» Task to complete:
Transcribe all of the material below word for word and leave out its pictures.

» Data block:

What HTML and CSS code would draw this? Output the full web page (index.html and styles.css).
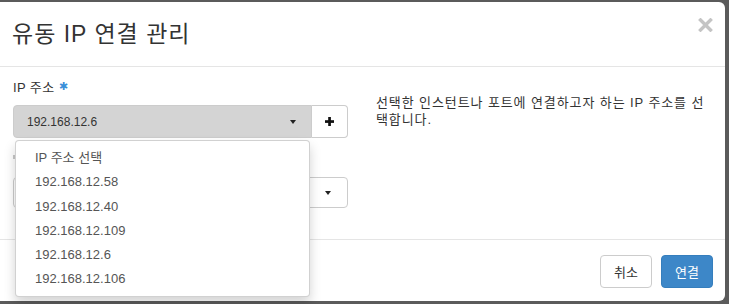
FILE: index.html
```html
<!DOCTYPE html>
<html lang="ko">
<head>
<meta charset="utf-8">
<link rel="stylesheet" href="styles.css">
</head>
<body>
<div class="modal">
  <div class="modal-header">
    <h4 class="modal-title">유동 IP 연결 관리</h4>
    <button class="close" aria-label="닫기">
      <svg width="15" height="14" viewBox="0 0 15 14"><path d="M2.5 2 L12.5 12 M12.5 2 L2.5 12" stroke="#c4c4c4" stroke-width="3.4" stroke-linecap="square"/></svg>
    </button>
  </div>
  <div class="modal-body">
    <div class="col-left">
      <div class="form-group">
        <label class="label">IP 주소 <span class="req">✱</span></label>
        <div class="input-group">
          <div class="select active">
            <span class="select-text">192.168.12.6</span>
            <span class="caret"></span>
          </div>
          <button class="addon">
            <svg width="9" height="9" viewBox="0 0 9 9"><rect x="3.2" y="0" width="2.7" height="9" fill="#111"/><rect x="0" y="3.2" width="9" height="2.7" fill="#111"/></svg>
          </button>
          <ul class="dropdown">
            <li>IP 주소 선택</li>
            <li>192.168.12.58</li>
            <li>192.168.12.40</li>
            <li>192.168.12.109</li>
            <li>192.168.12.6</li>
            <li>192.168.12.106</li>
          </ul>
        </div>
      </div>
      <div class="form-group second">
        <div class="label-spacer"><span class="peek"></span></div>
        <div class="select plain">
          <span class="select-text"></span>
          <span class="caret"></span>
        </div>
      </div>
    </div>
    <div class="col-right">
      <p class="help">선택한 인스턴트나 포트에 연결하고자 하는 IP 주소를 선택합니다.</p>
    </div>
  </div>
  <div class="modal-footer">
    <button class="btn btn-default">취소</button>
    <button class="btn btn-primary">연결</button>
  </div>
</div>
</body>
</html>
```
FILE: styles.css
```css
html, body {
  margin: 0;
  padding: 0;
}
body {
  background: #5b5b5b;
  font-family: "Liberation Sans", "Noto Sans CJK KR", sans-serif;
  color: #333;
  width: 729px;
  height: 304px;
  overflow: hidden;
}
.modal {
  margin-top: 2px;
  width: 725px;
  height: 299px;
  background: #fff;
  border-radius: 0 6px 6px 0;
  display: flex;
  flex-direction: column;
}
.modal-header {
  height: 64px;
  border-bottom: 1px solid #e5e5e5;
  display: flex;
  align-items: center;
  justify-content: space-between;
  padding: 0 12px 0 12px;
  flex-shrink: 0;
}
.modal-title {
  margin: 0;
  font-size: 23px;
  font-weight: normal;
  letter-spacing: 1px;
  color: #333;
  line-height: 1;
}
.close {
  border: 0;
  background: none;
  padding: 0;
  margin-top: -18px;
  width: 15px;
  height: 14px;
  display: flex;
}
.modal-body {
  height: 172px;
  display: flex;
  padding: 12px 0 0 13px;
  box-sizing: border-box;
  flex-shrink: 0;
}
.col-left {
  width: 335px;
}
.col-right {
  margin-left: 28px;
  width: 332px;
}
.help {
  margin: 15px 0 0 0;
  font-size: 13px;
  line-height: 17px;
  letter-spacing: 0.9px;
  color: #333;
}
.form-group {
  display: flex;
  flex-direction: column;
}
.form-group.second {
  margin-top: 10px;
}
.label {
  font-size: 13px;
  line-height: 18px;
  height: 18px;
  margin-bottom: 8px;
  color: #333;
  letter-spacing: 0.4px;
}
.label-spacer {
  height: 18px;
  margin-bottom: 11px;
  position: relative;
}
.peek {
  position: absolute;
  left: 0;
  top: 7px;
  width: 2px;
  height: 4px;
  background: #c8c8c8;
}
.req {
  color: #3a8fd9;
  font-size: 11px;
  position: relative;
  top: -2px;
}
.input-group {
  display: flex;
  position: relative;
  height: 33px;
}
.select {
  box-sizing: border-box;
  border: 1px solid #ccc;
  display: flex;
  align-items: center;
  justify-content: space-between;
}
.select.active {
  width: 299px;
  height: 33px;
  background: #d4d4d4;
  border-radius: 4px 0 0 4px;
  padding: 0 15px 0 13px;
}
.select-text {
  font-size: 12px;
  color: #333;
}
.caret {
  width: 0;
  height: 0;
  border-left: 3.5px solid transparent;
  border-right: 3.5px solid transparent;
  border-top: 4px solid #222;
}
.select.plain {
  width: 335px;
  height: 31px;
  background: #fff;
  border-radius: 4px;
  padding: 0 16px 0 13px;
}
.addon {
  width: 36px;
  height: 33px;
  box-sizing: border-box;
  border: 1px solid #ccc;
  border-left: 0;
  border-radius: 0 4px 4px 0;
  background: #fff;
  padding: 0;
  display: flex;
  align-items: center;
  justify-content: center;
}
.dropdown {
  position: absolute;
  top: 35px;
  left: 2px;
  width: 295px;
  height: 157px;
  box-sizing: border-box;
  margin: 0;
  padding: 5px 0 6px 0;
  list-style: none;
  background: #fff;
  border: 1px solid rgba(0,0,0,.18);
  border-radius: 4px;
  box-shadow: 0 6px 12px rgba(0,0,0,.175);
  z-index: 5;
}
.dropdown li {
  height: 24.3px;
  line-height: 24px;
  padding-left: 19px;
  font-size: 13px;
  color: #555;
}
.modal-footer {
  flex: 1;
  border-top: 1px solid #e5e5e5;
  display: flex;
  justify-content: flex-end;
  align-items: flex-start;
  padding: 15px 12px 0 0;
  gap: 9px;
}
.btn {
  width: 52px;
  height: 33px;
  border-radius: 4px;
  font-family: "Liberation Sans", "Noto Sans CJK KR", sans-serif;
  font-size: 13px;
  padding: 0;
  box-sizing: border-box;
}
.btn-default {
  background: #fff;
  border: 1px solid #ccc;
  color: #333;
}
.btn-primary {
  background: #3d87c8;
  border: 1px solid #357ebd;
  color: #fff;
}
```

» Full answer:
What HTML and CSS code would draw this? Output the full web page (index.html and styles.css).
FILE: index.html
```html
<!DOCTYPE html>
<html lang="ko">
<head>
<meta charset="utf-8">
<link rel="stylesheet" href="styles.css">
</head>
<body>
<div class="modal">
  <div class="modal-header">
    <h4 class="modal-title">유동 IP 연결 관리</h4>
    <button class="close" aria-label="닫기">
      <svg width="15" height="14" viewBox="0 0 15 14"><path d="M2.5 2 L12.5 12 M12.5 2 L2.5 12" stroke="#c4c4c4" stroke-width="3.4" stroke-linecap="square"/></svg>
    </button>
  </div>
  <div class="modal-body">
    <div class="col-left">
      <div class="form-group">
        <label class="label">IP 주소 <span class="req">✱</span></label>
        <div class="input-group">
          <div class="select active">
            <span class="select-text">192.168.12.6</span>
            <span class="caret"></span>
          </div>
          <button class="addon">
            <svg width="9" height="9" viewBox="0 0 9 9"><rect x="3.2" y="0" width="2.7" height="9" fill="#111"/><rect x="0" y="3.2" width="9" height="2.7" fill="#111"/></svg>
          </button>
          <ul class="dropdown">
            <li>IP 주소 선택</li>
            <li>192.168.12.58</li>
            <li>192.168.12.40</li>
            <li>192.168.12.109</li>
            <li>192.168.12.6</li>
            <li>192.168.12.106</li>
          </ul>
        </div>
      </div>
      <div class="form-group second">
        <div class="label-spacer"><span class="peek"></span></div>
        <div class="select plain">
          <span class="select-text"></span>
          <span class="caret"></span>
        </div>
      </div>
    </div>
    <div class="col-right">
      <p class="help">선택한 인스턴트나 포트에 연결하고자 하는 IP 주소를 선택합니다.</p>
    </div>
  </div>
  <div class="modal-footer">
    <button class="btn btn-default">취소</button>
    <button class="btn btn-primary">연결</button>
  </div>
</div>
</body>
</html>
```
FILE: styles.css
```css
html, body {
  margin: 0;
  padding: 0;
}
body {
  background: #5b5b5b;
  font-family: "Liberation Sans", "Noto Sans CJK KR", sans-serif;
  color: #333;
  width: 729px;
  height: 304px;
  overflow: hidden;
}
.modal {
  margin-top: 2px;
  width: 725px;
  height: 299px;
  background: #fff;
  border-radius: 0 6px 6px 0;
  display: flex;
  flex-direction: column;
}
.modal-header {
  height: 64px;
  border-bottom: 1px solid #e5e5e5;
  display: flex;
  align-items: center;
  justify-content: space-between;
  padding: 0 12px 0 12px;
  flex-shrink: 0;
}
.modal-title {
  margin: 0;
  font-size: 23px;
  font-weight: normal;
  letter-spacing: 1px;
  color: #333;
  line-height: 1;
}
.close {
  border: 0;
  background: none;
  padding: 0;
  margin-top: -18px;
  width: 15px;
  height: 14px;
  display: flex;
}
.modal-body {
  height: 172px;
  display: flex;
  padding: 12px 0 0 13px;
  box-sizing: border-box;
  flex-shrink: 0;
}
.col-left {
  width: 335px;
}
.col-right {
  margin-left: 28px;
  width: 332px;
}
.help {
  margin: 15px 0 0 0;
  font-size: 13px;
  line-height: 17px;
  letter-spacing: 0.9px;
  color: #333;
}
.form-group {
  display: flex;
  flex-direction: column;
}
.form-group.second {
  margin-top: 10px;
}
.label {
  font-size: 13px;
  line-height: 18px;
  height: 18px;
  margin-bottom: 8px;
  color: #333;
  letter-spacing: 0.4px;
}
.label-spacer {
  height: 18px;
  margin-bottom: 11px;
  position: relative;
}
.peek {
  position: absolute;
  left: 0;
  top: 7px;
  width: 2px;
  height: 4px;
  background: #c8c8c8;
}
.req {
  color: #3a8fd9;
  font-size: 11px;
  position: relative;
  top: -2px;
}
.input-group {
  display: flex;
  position: relative;
  height: 33px;
}
.select {
  box-sizing: border-box;
  border: 1px solid #ccc;
  display: flex;
  align-items: center;
  justify-content: space-between;
}
.select.active {
  width: 299px;
  height: 33px;
  background: #d4d4d4;
  border-radius: 4px 0 0 4px;
  padding: 0 15px 0 13px;
}
.select-text {
  font-size: 12px;
  color: #333;
}
.caret {
  width: 0;
  height: 0;
  border-left: 3.5px solid transparent;
  border-right: 3.5px solid transparent;
  border-top: 4px solid #222;
}
.select.plain {
  width: 335px;
  height: 31px;
  background: #fff;
  border-radius: 4px;
  padding: 0 16px 0 13px;
}
.addon {
  width: 36px;
  height: 33px;
  box-sizing: border-box;
  border: 1px solid #ccc;
  border-left: 0;
  border-radius: 0 4px 4px 0;
  background: #fff;
  padding: 0;
  display: flex;
  align-items: center;
  justify-content: center;
}
.dropdown {
  position: absolute;
  top: 35px;
  left: 2px;
  width: 295px;
  height: 157px;
  box-sizing: border-box;
  margin: 0;
  padding: 5px 0 6px 0;
  list-style: none;
  background: #fff;
  border: 1px solid rgba(0,0,0,.18);
  border-radius: 4px;
  box-shadow: 0 6px 12px rgba(0,0,0,.175);
  z-index: 5;
}
.dropdown li {
  height: 24.3px;
  line-height: 24px;
  padding-left: 19px;
  font-size: 13px;
  color: #555;
}
.modal-footer {
  flex: 1;
  border-top: 1px solid #e5e5e5;
  display: flex;
  justify-content: flex-end;
  align-items: flex-start;
  padding: 15px 12px 0 0;
  gap: 9px;
}
.btn {
  width: 52px;
  height: 33px;
  border-radius: 4px;
  font-family: "Liberation Sans", "Noto Sans CJK KR", sans-serif;
  font-size: 13px;
  padding: 0;
  box-sizing: border-box;
}
.btn-default {
  background: #fff;
  border: 1px solid #ccc;
  color: #333;
}
.btn-primary {
  background: #3d87c8;
  border: 1px solid #357ebd;
  color: #fff;
}
```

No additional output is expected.